The deeper flaw is that CFT ignores the covalent character of the metal–ligand bond. It cannot account for overlap between metal and ligand orbitals or for $\pi$-bonding effects, both of which are needed to rationalise the order of the spectrochemical series. These shortcomings are addressed by Ligand Field Theory and Molecular Orbital Theory, which restore the covalent contribution that CFT discards.
Crystal Field Theory in ten lines
- CFT is an electrostatic model; ligands are point charges (anions) or point dipoles (neutral molecules).
- The asymmetric ligand field lifts d-orbital degeneracy and splits them.
- Octahedral: lower $t_{2g}$ (−2/5 Δ₀) and higher $e_g$ (+3/5 Δ₀), gap $\Delta_o$.
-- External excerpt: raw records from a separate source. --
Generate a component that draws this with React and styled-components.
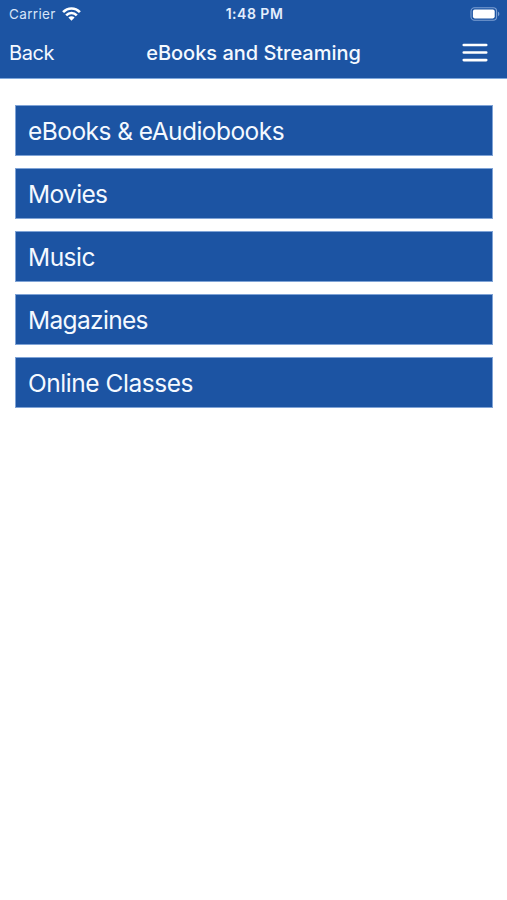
import React from "react";
import styled, { createGlobalStyle } from "styled-components";

const BLUE = "#1c54a3";

const GlobalStyle = createGlobalStyle`
  *, *::before, *::after { box-sizing: border-box; }
  body {
    margin: 0;
    background: #fff;
    color: #f4f9ff;
    font-family: Inter, "Liberation Sans", sans-serif;
  }
  button { font: inherit; color: inherit; border: 0; padding: 0; background: none; }
`;

const Screen = styled.div`
  height: 900px;
  overflow: hidden;
`;

const Header = styled.header`
  height: 79px;
  background: ${BLUE};
  border-bottom: 1px solid #7fa8dc;
`;

const StatusBar = styled.div`
  display: grid;
  grid-template-columns: 1fr auto 1fr;
  align-items: center;
  height: 27px;
  padding: 0 7px 0 9px;
`;

const Carrier = styled.div`
  display: flex;
  align-items: center;
  gap: 6px;
  font-size: 13.5px;
  letter-spacing: 0.35px;
  color: #d6e4f8;
`;

const Time = styled.div`
  font-size: 14px;
  font-weight: 600;
  letter-spacing: 0.5px;
  color: #e3eefd;
`;

const BatteryIcon = styled.svg`
  justify-self: end;
`;

const NavBar = styled.nav`
  display: grid;
  grid-template-columns: 1fr auto 1fr;
  align-items: center;
  height: 51px;
  padding: 0 9px;
`;

const BackButton = styled.button`
  justify-self: start;
  font-size: 20px;
  letter-spacing: -0.4px;
`;

const Title = styled.h1`
  margin: 0;
  font-size: 20px;
  font-weight: 500;
  letter-spacing: -0.02px;
`;

const MenuButton = styled.button`
  justify-self: end;
  display: flex;
  margin-right: 10px;
`;

const Menu = styled.main`
  display: flex;
  flex-direction: column;
  gap: 12px;
  padding: 26px 14px 0 15px;
`;

const MenuItem = styled.button`
  height: 51px;
  padding: 1px 12px 0;
  background: ${BLUE};
  border: 1px solid #7fa3d6;
  text-align: left;
  font-size: 24.5px;
  letter-spacing: ${(p) => p.$tracking}px;
`;

const items = [
  { label: "eBooks & eAudiobooks", tracking: -0.54 },
  { label: "Movies", tracking: -0.65 },
  { label: "Music", tracking: -0.5 },
  { label: "Magazines", tracking: -0.66 },
  { label: "Online Classes", tracking: -0.46 },
];

function WifiIcon() {
  return (
    <svg width="19" height="14" viewBox="0 0 19 14" fill="none" stroke="#fff" strokeWidth="2.6">
      <path d="M1.1 5.2C5.8 .2 13.2 .2 17.9 5.2" />
      <path d="M4.2 8.4C7.2 5.2 11.8 5.2 14.8 8.4" />
      <path d="M6.4 10.5C8.1 8.8 10.9 8.8 12.6 10.5L9.5 13.7Z" fill="#fff" stroke="none" />
    </svg>
  );
}

function Battery() {
  return (
    <BatteryIcon width="30" height="14" viewBox="0 0 30 14">
      <rect x="1" y=".8" width="25.6" height="12.4" rx="3.5" fill="none" stroke="#7c9fd2" strokeWidth="1.1" />
      <rect x="2.9" y="2.6" width="21.8" height="8.8" rx="1.8" fill="#fff" />
      <path d="M28 4.8C29.8 5.4 29.8 8.6 28 9.2Z" fill="#7c9fd2" />
    </BatteryIcon>
  );
}

export default function App() {
  return (
    <Screen>
      <GlobalStyle />
      <Header>
        <StatusBar>
          <Carrier>
            Carrier
            <WifiIcon />
          </Carrier>
          <Time>1:48 PM</Time>
          <Battery />
        </StatusBar>
        <NavBar>
          <BackButton>Back</BackButton>
          <Title>eBooks and Streaming</Title>
          <MenuButton aria-label="Menu">
            <svg width="26" height="20" viewBox="0 0 26 20" stroke="#fff" strokeWidth="2.7" strokeLinecap="round">
              <path d="M1.8 2H24.2M1.8 9.5H24.2M1.8 17.1H24.2" />
            </svg>
          </MenuButton>
        </NavBar>
      </Header>
      <Menu>
        {items.map(({ label, tracking }) => (
          <MenuItem key={label} $tracking={tracking}>
            {label}
          </MenuItem>
        ))}
      </Menu>
    </Screen>
  );
}
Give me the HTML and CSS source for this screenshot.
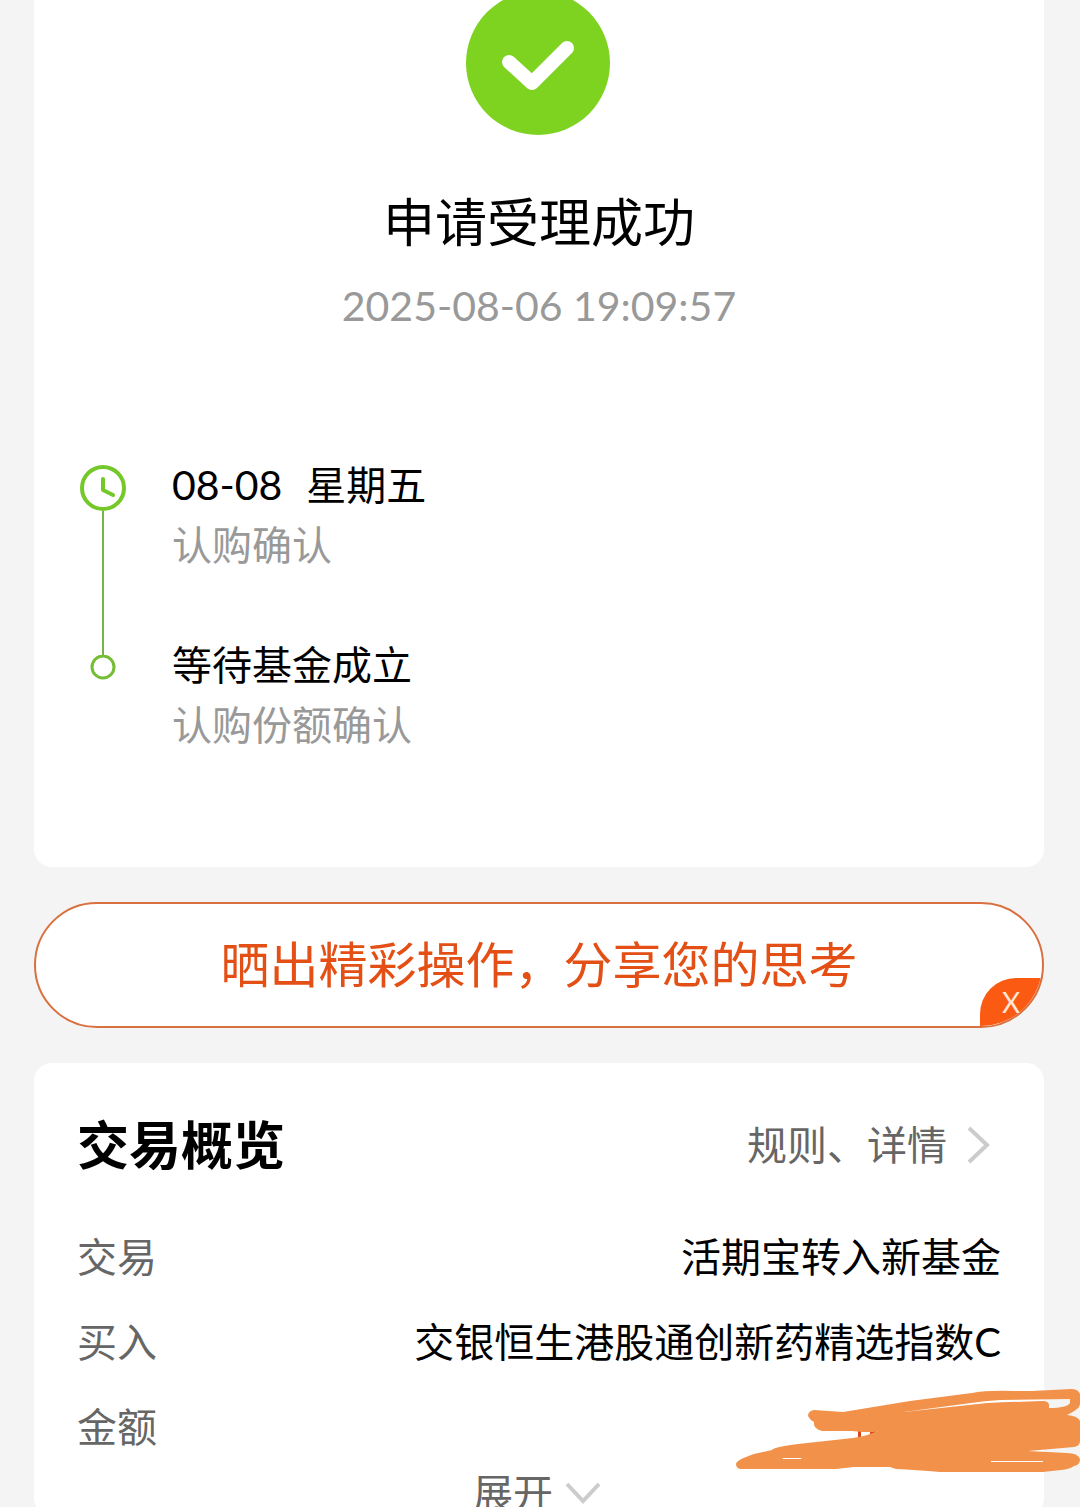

- Tetrahedral: inverted ($e$ below $t_2$), no "g", and $\Delta_t = \tfrac{4}{9}\Delta_o$ — so almost always high spin.
- Spectrochemical series ranks ligand field strength: $\ce{I- < ... < H2O < NH3 < en < CN- < CO}$.
- $\Delta_o < P$ ⇒ high spin (weak field); $\Delta_o > P$ ⇒ low spin (strong field); only matters for d⁴–d⁷.
- CFSE $= [-\tfrac{2}{5}n(t_{2g}) + \tfrac{3}{5}n(e_g)]\Delta_o$ measures the stabilisation.
- Colour arises from d–d transitions; observed colour is complementary to that absorbed.
- Larger Δ ⇒ higher energy / shorter wavelength absorbed.
- Magnetic moment $\mu = \sqrt{n(n+2)}$ BM; CFT's main limits are point-charge assumption and neglect of covalency.